▶ **TASK TO CARRY OUT**
Find the string "React" in the entries and copy each line that has it.

start TASK MATERIAL

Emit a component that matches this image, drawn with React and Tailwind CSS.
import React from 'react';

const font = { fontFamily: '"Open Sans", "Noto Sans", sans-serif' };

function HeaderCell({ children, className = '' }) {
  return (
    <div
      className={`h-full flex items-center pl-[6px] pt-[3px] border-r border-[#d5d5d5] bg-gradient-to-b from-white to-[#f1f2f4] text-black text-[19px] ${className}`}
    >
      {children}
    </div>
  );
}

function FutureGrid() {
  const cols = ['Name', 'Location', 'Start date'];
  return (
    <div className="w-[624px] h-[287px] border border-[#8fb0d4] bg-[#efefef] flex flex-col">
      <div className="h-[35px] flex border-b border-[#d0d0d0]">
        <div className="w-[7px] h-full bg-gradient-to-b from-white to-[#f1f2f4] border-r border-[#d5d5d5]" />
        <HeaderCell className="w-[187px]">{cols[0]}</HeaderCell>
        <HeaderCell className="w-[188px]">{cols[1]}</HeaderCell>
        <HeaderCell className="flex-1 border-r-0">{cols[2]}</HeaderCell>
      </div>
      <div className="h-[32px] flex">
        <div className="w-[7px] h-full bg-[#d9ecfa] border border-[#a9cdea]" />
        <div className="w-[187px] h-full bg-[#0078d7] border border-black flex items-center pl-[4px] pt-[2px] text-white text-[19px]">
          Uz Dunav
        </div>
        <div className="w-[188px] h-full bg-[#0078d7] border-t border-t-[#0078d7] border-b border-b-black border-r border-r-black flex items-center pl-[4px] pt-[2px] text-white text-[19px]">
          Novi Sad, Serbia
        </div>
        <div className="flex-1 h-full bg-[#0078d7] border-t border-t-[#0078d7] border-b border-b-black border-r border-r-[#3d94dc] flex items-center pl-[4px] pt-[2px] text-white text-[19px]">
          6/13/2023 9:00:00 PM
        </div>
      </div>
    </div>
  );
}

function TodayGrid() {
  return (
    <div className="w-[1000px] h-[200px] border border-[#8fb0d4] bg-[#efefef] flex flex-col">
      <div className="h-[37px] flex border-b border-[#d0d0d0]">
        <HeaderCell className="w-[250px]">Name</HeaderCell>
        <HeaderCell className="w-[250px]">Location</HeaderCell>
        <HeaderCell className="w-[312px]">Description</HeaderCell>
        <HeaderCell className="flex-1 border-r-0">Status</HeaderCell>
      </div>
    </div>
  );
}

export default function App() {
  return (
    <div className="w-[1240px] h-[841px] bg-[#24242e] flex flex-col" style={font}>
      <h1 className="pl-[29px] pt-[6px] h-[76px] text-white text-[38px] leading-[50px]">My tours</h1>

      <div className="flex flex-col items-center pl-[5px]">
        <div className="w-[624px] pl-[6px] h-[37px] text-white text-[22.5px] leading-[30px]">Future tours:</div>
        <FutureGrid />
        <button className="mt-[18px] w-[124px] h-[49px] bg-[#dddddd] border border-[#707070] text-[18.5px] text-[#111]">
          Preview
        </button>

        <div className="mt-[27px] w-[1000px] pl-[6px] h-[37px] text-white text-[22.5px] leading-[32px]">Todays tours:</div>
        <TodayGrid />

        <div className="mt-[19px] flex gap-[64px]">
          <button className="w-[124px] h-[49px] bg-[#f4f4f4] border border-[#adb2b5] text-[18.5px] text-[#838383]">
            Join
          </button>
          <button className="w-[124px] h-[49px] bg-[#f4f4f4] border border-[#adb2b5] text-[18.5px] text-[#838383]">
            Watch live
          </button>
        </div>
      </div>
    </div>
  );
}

end TASK MATERIAL
start TASK MATERIAL

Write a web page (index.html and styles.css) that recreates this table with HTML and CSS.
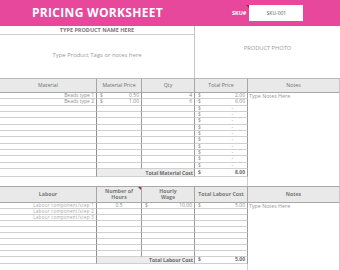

end TASK MATERIAL
start TASK MATERIAL

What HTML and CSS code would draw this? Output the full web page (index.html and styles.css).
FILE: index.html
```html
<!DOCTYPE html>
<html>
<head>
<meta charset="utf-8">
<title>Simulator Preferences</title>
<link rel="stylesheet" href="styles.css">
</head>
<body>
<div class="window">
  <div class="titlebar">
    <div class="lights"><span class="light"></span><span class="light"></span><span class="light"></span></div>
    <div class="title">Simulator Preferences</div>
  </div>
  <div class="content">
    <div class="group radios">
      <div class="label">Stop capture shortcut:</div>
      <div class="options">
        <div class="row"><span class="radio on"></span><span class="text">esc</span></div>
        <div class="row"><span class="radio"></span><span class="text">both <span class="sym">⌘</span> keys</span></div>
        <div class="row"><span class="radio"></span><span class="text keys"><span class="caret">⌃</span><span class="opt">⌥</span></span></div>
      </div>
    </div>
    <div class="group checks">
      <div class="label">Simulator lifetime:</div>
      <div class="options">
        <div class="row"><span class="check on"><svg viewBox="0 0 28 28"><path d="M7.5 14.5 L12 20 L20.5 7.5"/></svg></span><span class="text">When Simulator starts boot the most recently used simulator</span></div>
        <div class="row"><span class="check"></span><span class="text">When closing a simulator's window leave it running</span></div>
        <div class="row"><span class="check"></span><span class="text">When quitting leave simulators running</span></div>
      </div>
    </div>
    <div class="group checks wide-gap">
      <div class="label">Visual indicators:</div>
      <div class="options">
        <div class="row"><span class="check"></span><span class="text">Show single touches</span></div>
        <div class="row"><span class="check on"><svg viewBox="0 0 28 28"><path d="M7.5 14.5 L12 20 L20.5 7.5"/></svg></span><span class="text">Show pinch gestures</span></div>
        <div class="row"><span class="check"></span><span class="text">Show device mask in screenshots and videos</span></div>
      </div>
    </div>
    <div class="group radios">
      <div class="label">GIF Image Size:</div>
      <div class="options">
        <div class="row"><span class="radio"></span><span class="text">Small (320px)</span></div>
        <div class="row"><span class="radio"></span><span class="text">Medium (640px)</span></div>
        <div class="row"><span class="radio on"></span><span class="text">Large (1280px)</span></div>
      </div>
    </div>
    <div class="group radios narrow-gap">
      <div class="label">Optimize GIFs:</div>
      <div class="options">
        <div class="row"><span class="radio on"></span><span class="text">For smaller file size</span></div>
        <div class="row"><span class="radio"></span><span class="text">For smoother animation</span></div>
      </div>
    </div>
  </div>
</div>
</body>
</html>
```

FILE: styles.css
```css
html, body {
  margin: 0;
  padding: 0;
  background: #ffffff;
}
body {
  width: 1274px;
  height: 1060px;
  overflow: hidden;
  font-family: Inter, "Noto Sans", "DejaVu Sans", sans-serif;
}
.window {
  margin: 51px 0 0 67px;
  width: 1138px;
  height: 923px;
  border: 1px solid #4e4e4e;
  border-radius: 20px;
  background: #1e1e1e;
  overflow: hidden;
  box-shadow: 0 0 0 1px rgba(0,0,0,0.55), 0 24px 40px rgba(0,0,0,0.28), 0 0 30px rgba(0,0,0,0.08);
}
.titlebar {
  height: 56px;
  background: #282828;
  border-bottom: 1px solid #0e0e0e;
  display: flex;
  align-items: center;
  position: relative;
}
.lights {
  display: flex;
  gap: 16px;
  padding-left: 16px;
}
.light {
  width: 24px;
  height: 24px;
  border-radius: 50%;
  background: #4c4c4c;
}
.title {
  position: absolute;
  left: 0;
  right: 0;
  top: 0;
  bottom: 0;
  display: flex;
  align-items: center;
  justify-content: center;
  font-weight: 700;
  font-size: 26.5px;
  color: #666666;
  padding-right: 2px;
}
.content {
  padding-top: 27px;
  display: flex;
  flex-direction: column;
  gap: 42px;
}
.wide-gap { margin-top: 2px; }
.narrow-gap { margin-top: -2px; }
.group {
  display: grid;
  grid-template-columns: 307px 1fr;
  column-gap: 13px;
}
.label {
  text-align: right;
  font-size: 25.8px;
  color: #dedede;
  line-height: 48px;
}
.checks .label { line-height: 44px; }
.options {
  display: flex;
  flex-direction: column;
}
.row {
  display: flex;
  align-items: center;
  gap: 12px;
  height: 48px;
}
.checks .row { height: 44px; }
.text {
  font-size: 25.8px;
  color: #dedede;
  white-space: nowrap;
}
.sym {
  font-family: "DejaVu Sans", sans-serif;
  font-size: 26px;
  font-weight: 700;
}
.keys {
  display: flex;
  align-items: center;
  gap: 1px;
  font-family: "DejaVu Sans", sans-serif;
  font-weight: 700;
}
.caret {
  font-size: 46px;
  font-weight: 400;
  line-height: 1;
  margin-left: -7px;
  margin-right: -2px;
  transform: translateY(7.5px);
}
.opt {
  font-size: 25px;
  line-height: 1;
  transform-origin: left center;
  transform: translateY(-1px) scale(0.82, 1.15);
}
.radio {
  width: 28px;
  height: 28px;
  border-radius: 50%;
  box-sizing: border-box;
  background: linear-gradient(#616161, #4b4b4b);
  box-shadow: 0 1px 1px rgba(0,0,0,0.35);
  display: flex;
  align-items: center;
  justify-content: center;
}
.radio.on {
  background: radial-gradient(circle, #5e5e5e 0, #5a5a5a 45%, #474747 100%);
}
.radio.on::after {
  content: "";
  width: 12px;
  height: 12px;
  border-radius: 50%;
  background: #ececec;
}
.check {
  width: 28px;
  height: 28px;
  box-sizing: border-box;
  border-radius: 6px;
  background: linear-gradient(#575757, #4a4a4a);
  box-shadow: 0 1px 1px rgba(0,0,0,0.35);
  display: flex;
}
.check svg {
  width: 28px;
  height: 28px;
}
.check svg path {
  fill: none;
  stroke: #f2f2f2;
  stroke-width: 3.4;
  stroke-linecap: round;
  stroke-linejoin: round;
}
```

end TASK MATERIAL

▶ **ANSWER TO THIS TASK**
Emit a component that matches this image, drawn with React and Tailwind CSS.
import React from 'react';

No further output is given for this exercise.